Advanced Micro Devices confirmed last week (audio) that it has received samples of Llano and Ontario, the company’s Fusion products for the notebook/DTR and ultra-mobile markets, respectively.
“We plan to commence volume production in the back half of this year. We do now have internal samples of both of our initial Fusion designs, we are learning quite a lot, and are quite happy with what we see, and we started sampling to select customers, one of those two designs,” said AMD CEO and President Dirk Meyer said during a quarterly conference call with financial analysts.
Llano
Based on AMD’s “Fusion” initiative, the Llano APU will combine x86 processor cores and a GPU into a single processor package. Each Llano CPU contains four x86 cores with 35 million transistors occupying just shy of 10mm² (L2 cache notwithstanding). Initial Llano chips will target a TDP of just 2.5-25W, 0.8V-1.3V core voltage and frequencies exceeding 3.0GHz. Further, Llano CPUs are expected to offer some implementation of AMD’s recently-announced Turbo CORE technology, which dynamically scales a processor’s clockspeed in response to the number of active cores.
Although not much is known about the graphics side of the equation, we do know that Llano will ship with 480 stream processors picked from the Mobility Radeon HD 5000-series. This means Llano-equipped notebooks will offer DirectX 11 support, smooth HD playback capabilities and–at a bare minimum–support for rudimentary gaming and rather robust battery lives.
As a component, Llano will fit into the Sabine platform, which AMD is preparing for full-size and desktop replacement (DTR) notebooks. Sabine will offer support for PCIe graphics, up to 16 USB 3.0 ports, 6 Serial ATA ports, RAID, gigabit Ethernet, HDMI output and so on. Sabine may additionally feature a discrete GPU based on an upcoming DirectX 11 Mobility Radeon design.
As a final note, Sabine CPUs will be built on a 32nm process and ship in volume in 2011.
Ontario
Considerably less is known about Ontario, another APU being designed for ultra-thin and netbook products. What we do know, however, is that the product is based on AMD’s upcoming Bobcat architecture, a CPU architecture designed from the ground up specifically for the purposes of ultra-mobile computing.
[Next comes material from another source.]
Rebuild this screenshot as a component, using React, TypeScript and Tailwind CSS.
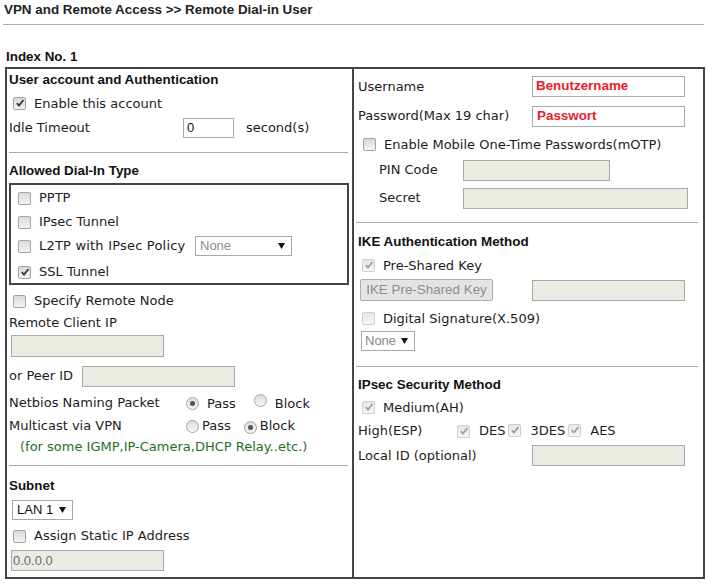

AMD claims that Bobcat is capable of <1W operation, which usually means 0.5W, but a chip at that wattage is running so dark it makes the Red October look like a Christmas tree. More practically, Bobcat’s TDP should be around 5-10W. That envelope means Bobcat is definitely for ultra portables—its performance won’t be high enough to touch big boy chips.
On the point of performance, AMD says it’ll weigh in at “90% of today’s mainstream performance” at less than half of the die size. If AMD’s definition of mainstream is the Athlon II—an assumption which bears out in prior platform roadmaps—then Bobcat is essentially an Athlon II in a smaller, ultra mobile package. Not bad at all.
Bobcat’s most remarkable feature is not its architecture, however, but its design process. AMD has designed the Bobcat via high-level synthesis, or HLS. HLS is a process by which a chip’s design begins as an intended logic behavior written in a high-level language like C++; automated processes synthesize the behavioral blueprints into a physical hardware design which exhibits the intended behavior.
HLS is a fascinating way to rapidly design and produce a chip that can easily be modified or ported to other processes for outstanding flexibility in the market. The trade off for this agility is frequency—Bobcat’s maximum clockspeed with an HLS-driven design is about 20% lower than it could have been were it designed “by hand.”
We know that Ontario will combine two such Bobcat cores and DirectX 11 stream processors on a single package. This combination of silicon is shaping up to be one of the most robust and appropriate ultra-mobile CPU designs ever devised.
Like Llano, Ontario will also ship in 2011.